- _WRITTEN PROBLEM_
Make an exact transcription of the material, leaving out all images.

- _SUPPLIED INFORMATION_
☆ ☆ ☆

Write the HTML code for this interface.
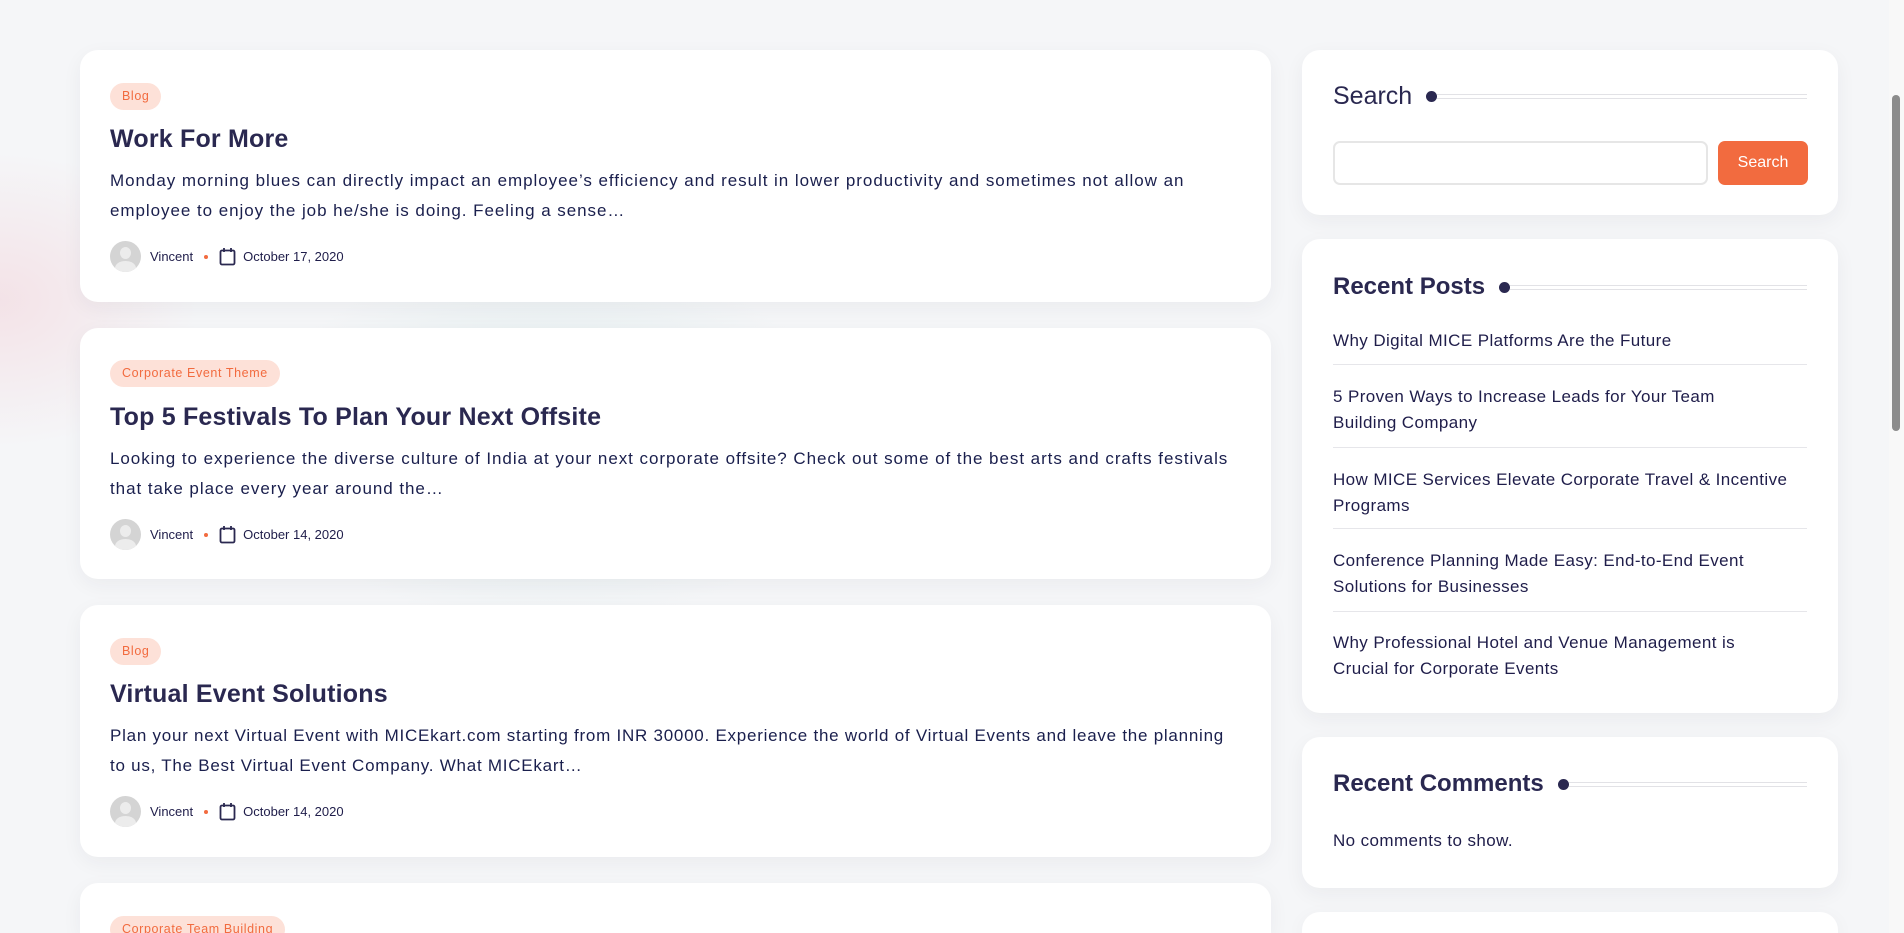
<!DOCTYPE html>
<html><head><meta charset="utf-8"><style>
*{box-sizing:border-box;margin:0;padding:0}
html,body{width:1904px;height:933px;overflow:hidden}
body{background:#f5f6f8;font-family:"Liberation Sans",sans-serif;color:#1f1d4a;position:relative}
.glow1{position:absolute;left:-200px;top:150px;width:400px;height:300px;background:radial-gradient(ellipse at center,rgba(240,190,200,.35),rgba(245,246,248,0) 70%)}
.glow2{position:absolute;left:250px;top:250px;width:600px;height:380px;background:radial-gradient(ellipse at center,rgba(200,225,225,.5),rgba(245,246,248,0) 70%)}
.card{position:absolute;left:80px;width:1191px;background:#fff;border-radius:18px;box-shadow:0 6px 20px rgba(30,30,60,.05);padding:0 30px;overflow:hidden}
.tag{position:absolute;left:30px;height:27px;line-height:27px;padding:0 12px;border-radius:14px;background:#fde1d8;color:#f26b3f;font-size:12.5px;letter-spacing:.6px}
.title{position:absolute;left:30px;font-size:25px;font-weight:bold;color:#2a2850;letter-spacing:.2px}
.ex{position:absolute;left:30px;font-size:17px;line-height:30px;color:#1a1f4d;letter-spacing:.95px;white-space:nowrap}
.meta{position:absolute;left:30px;display:flex;align-items:center;font-size:13px;color:#1f1d4a}
.av{width:31px;height:31px;border-radius:50%;background:#d4d4d4;position:relative;overflow:hidden;margin-right:9px}
.av:before{content:"";position:absolute;left:10px;top:6px;width:11px;height:12px;border-radius:50%;background:#ececec}
.av:after{content:"";position:absolute;left:5px;top:20px;width:21px;height:14px;border-radius:50%;background:#ececec}
.dot{width:4px;height:4px;border-radius:50%;background:#f26b3f;margin:0 11px}
.side{position:absolute;left:1302px;width:536px;background:#fff;border-radius:18px;box-shadow:0 6px 20px rgba(30,30,60,.05);overflow:hidden}
.h{position:absolute;left:31px;font-size:24px;font-weight:bold;color:#2a2850;display:flex;align-items:center;width:474px;white-space:nowrap}
.h i{display:block;width:11px;height:11px;border-radius:50%;background:#2a2850;margin-left:14px;flex:none}
.h b{display:block;flex:1;height:5px;border-top:1px solid #e2e2e6;border-bottom:1px solid #e2e2e6}
.rp{position:absolute;left:31px;width:480px;font-size:17px;line-height:26px;color:#1f1d4a;letter-spacing:.4px;white-space:nowrap}
.sep{position:absolute;left:31px;width:474px;height:1px;background:#e6e6ea}
.scroll{position:absolute;left:1889px;top:0;width:15px;height:933px;background:#f8f8f8}
.thumb{position:absolute;left:1892px;top:95px;width:8px;height:336px;border-radius:4px;background:#8c8c8c}
</style></head><body>
<div class="glow1"></div><div class="glow2"></div>

<div class="card" style="top:50px;height:252px">
<div class="tag" style="top:33px">Blog</div>
<div class="title" style="top:75px">Work For More</div>
<div class="ex" style="top:116px">Monday morning blues can directly impact an employee’s efficiency and result in lower productivity and sometimes not allow an<br>employee to enjoy the job he/she is doing. Feeling a sense…</div>
<div class="meta" style="top:191px"><div class="av"></div>Vincent<div class="dot"></div><svg width="17" height="19" viewBox="0 0 17 19"><rect x="1.5" y="3.5" width="14" height="14" rx="1.5" fill="none" stroke="#2a2850" stroke-width="1.8"/><path d="M5 1v4M12 1v4" stroke="#2a2850" stroke-width="1.8"/></svg><span style="margin-left:7px">October 17, 2020</span></div>
</div>

<div class="card" style="top:328px;height:251px">
<div class="tag" style="top:32px">Corporate Event Theme</div>
<div class="title" style="top:75px">Top 5 Festivals To Plan Your Next Offsite</div>
<div class="ex" style="top:116px">Looking to experience the diverse culture of India at your next corporate offsite? Check out some of the best arts and crafts festivals<br>that take place every year around the…</div>
<div class="meta" style="top:191px"><div class="av"></div>Vincent<div class="dot"></div><svg width="17" height="19" viewBox="0 0 17 19"><rect x="1.5" y="3.5" width="14" height="14" rx="1.5" fill="none" stroke="#2a2850" stroke-width="1.8"/><path d="M5 1v4M12 1v4" stroke="#2a2850" stroke-width="1.8"/></svg><span style="margin-left:7px">October 14, 2020</span></div>
</div>

<div class="card" style="top:605px;height:252px">
<div class="tag" style="top:33px">Blog</div>
<div class="title" style="top:75px">Virtual Event Solutions</div>
<div class="ex" style="top:116px;letter-spacing:.75px">Plan your next Virtual Event with MICEkart.com starting from INR 30000. Experience the world of Virtual Events and leave the planning<br>to us, The Best Virtual Event Company. What MICEkart…</div>
<div class="meta" style="top:191px"><div class="av"></div>Vincent<div class="dot"></div><svg width="17" height="19" viewBox="0 0 17 19"><rect x="1.5" y="3.5" width="14" height="14" rx="1.5" fill="none" stroke="#2a2850" stroke-width="1.8"/><path d="M5 1v4M12 1v4" stroke="#2a2850" stroke-width="1.8"/></svg><span style="margin-left:7px">October 14, 2020</span></div>
</div>

<div class="card" style="top:883px;height:50px;border-radius:18px 18px 0 0">
<div class="tag" style="top:33px">Corporate Team Building</div>
</div>

<div class="side" style="top:50px;height:165px">
<div class="h" style="top:32px;font-weight:normal;font-size:25px">Search<i></i><b></b></div>
<div style="position:absolute;left:31px;top:91px;width:375px;height:44px;border:2px solid #e6e6e6;border-radius:7px"></div>
<div style="position:absolute;left:416px;top:91px;width:90px;height:44px;border-radius:7px;background:#f26b3f;color:#fff;font-size:16px;text-align:center;line-height:44px">Search</div>
</div>

<div class="side" style="top:239px;height:474px">
<div class="h" style="top:34px">Recent Posts<i></i><b></b></div>
<div class="rp" style="top:89px">Why Digital MICE Platforms Are the Future</div>
<div class="sep" style="top:125px"></div>
<div class="rp" style="top:145px">5 Proven Ways to Increase Leads for Your Team<br>Building Company</div>
<div class="sep" style="top:208px"></div>
<div class="rp" style="top:228px">How MICE Services Elevate Corporate Travel &amp; Incentive<br>Programs</div>
<div class="sep" style="top:289px"></div>
<div class="rp" style="top:309px">Conference Planning Made Easy: End-to-End Event<br>Solutions for Businesses</div>
<div class="sep" style="top:372px"></div>
<div class="rp" style="top:391px">Why Professional Hotel and Venue Management is<br>Crucial for Corporate Events</div>
</div>

<div class="side" style="top:737px;height:151px">
<div class="h" style="top:33px">Recent Comments<i></i><b></b></div>
<div class="rp" style="top:91px">No comments to show.</div>
</div>

<div class="side" style="top:912px;height:21px;border-radius:18px 18px 0 0"></div>

<div class="scroll"></div><div class="thumb"></div>
</body></html>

☆ ☆ ☆

- _OUTPUT FOR THIS EXERCISE_
Write the HTML code for this interface.
<!DOCTYPE html>
<html><head><meta charset="utf-8"><style>
*{box-sizing:border-box;margin:0;padding:0}
html,body{width:1904px;height:933px;overflow:hidden}
body{background:#f5f6f8;font-family:"Liberation Sans",sans-serif;color:#1f1d4a;position:relative}
.glow1{position:absolute;left:-200px;top:150px;width:400px;height:300px;background:radial-gradient(ellipse at center,rgba(240,190,200,.35),rgba(245,246,248,0) 70%)}
.glow2{position:absolute;left:250px;top:250px;width:600px;height:380px;background:radial-gradient(ellipse at center,rgba(200,225,225,.5),rgba(245,246,248,0) 70%)}
.card{position:absolute;left:80px;width:1191px;background:#fff;border-radius:18px;box-shadow:0 6px 20px rgba(30,30,60,.05);padding:0 30px;overflow:hidden}
.tag{position:absolute;left:30px;height:27px;line-height:27px;padding:0 12px;border-radius:14px;background:#fde1d8;color:#f26b3f;font-size:12.5px;letter-spacing:.6px}
.title{position:absolute;left:30px;font-size:25px;font-weight:bold;color:#2a2850;letter-spacing:.2px}
.ex{position:absolute;left:30px;font-size:17px;line-height:30px;color:#1a1f4d;letter-spacing:.95px;white-space:nowrap}
.meta{position:absolute;left:30px;display:flex;align-items:center;font-size:13px;color:#1f1d4a}
.av{width:31px;height:31px;border-radius:50%;background:#d4d4d4;position:relative;overflow:hidden;margin-right:9px}
.av:before{content:"";position:absolute;left:10px;top:6px;width:11px;height:12px;border-radius:50%;background:#ececec}
.av:after{content:"";position:absolute;left:5px;top:20px;width:21px;height:14px;border-radius:50%;background:#ececec}
.dot{width:4px;height:4px;border-radius:50%;background:#f26b3f;margin:0 11px}
.side{position:absolute;left:1302px;width:536px;background:#fff;border-radius:18px;box-shadow:0 6px 20px rgba(30,30,60,.05);overflow:hidden}
.h{position:absolute;left:31px;font-size:24px;font-weight:bold;color:#2a2850;display:flex;align-items:center;width:474px;white-space:nowrap}
.h i{display:block;width:11px;height:11px;border-radius:50%;background:#2a2850;margin-left:14px;flex:none}
.h b{display:block;flex:1;height:5px;border-top:1px solid #e2e2e6;border-bottom:1px solid #e2e2e6}
.rp{position:absolute;left:31px;width:480px;font-size:17px;line-height:26px;color:#1f1d4a;letter-spacing:.4px;white-space:nowrap}
.sep{position:absolute;left:31px;width:474px;height:1px;background:#e6e6ea}
.scroll{position:absolute;left:1889px;top:0;width:15px;height:933px;background:#f8f8f8}
.thumb{position:absolute;left:1892px;top:95px;width:8px;height:336px;border-radius:4px;background:#8c8c8c}
</style></head><body>
<div class="glow1"></div><div class="glow2"></div>

<div class="card" style="top:50px;height:252px">
<div class="tag" style="top:33px">Blog</div>
<div class="title" style="top:75px">Work For More</div>
<div class="ex" style="top:116px">Monday morning blues can directly impact an employee’s efficiency and result in lower productivity and sometimes not allow an<br>employee to enjoy the job he/she is doing. Feeling a sense…</div>
<div class="meta" style="top:191px"><div class="av"></div>Vincent<div class="dot"></div><svg width="17" height="19" viewBox="0 0 17 19"><rect x="1.5" y="3.5" width="14" height="14" rx="1.5" fill="none" stroke="#2a2850" stroke-width="1.8"/><path d="M5 1v4M12 1v4" stroke="#2a2850" stroke-width="1.8"/></svg><span style="margin-left:7px">October 17, 2020</span></div>
</div>

<div class="card" style="top:328px;height:251px">
<div class="tag" style="top:32px">Corporate Event Theme</div>
<div class="title" style="top:75px">Top 5 Festivals To Plan Your Next Offsite</div>
<div class="ex" style="top:116px">Looking to experience the diverse culture of India at your next corporate offsite? Check out some of the best arts and crafts festivals<br>that take place every year around the…</div>
<div class="meta" style="top:191px"><div class="av"></div>Vincent<div class="dot"></div><svg width="17" height="19" viewBox="0 0 17 19"><rect x="1.5" y="3.5" width="14" height="14" rx="1.5" fill="none" stroke="#2a2850" stroke-width="1.8"/><path d="M5 1v4M12 1v4" stroke="#2a2850" stroke-width="1.8"/></svg><span style="margin-left:7px">October 14, 2020</span></div>
</div>

<div class="card" style="top:605px;height:252px">
<div class="tag" style="top:33px">Blog</div>
<div class="title" style="top:75px">Virtual Event Solutions</div>
<div class="ex" style="top:116px;letter-spacing:.75px">Plan your next Virtual Event with MICEkart.com starting from INR 30000. Experience the world of Virtual Events and leave the planning<br>to us, The Best Virtual Event Company. What MICEkart…</div>
<div class="meta" style="top:191px"><div class="av"></div>Vincent<div class="dot"></div><svg width="17" height="19" viewBox="0 0 17 19"><rect x="1.5" y="3.5" width="14" height="14" rx="1.5" fill="none" stroke="#2a2850" stroke-width="1.8"/><path d="M5 1v4M12 1v4" stroke="#2a2850" stroke-width="1.8"/></svg><span style="margin-left:7px">October 14, 2020</span></div>
</div>

<div class="card" style="top:883px;height:50px;border-radius:18px 18px 0 0">
<div class="tag" style="top:33px">Corporate Team Building</div>
</div>

<div class="side" style="top:50px;height:165px">
<div class="h" style="top:32px;font-weight:normal;font-size:25px">Search<i></i><b></b></div>
<div style="position:absolute;left:31px;top:91px;width:375px;height:44px;border:2px solid #e6e6e6;border-radius:7px"></div>
<div style="position:absolute;left:416px;top:91px;width:90px;height:44px;border-radius:7px;background:#f26b3f;color:#fff;font-size:16px;text-align:center;line-height:44px">Search</div>
</div>

<div class="side" style="top:239px;height:474px">
<div class="h" style="top:34px">Recent Posts<i></i><b></b></div>
<div class="rp" style="top:89px">Why Digital MICE Platforms Are the Future</div>
<div class="sep" style="top:125px"></div>
<div class="rp" style="top:145px">5 Proven Ways to Increase Leads for Your Team<br>Building Company</div>
<div class="sep" style="top:208px"></div>
<div class="rp" style="top:228px">How MICE Services Elevate Corporate Travel &amp; Incentive<br>Programs</div>
<div class="sep" style="top:289px"></div>
<div class="rp" style="top:309px">Conference Planning Made Easy: End-to-End Event<br>Solutions for Businesses</div>
<div class="sep" style="top:372px"></div>
<div class="rp" style="top:391px">Why Professional Hotel and Venue Management is<br>Crucial for Corporate Events</div>
</div>

<div class="side" style="top:737px;height:151px">
<div class="h" style="top:33px">Recent Comments<i></i><b></b></div>
<div class="rp" style="top:91px">No comments to show.</div>
</div>

<div class="side" style="top:912px;height:21px;border-radius:18px 18px 0 0"></div>

<div class="scroll"></div><div class="thumb"></div>
</body></html>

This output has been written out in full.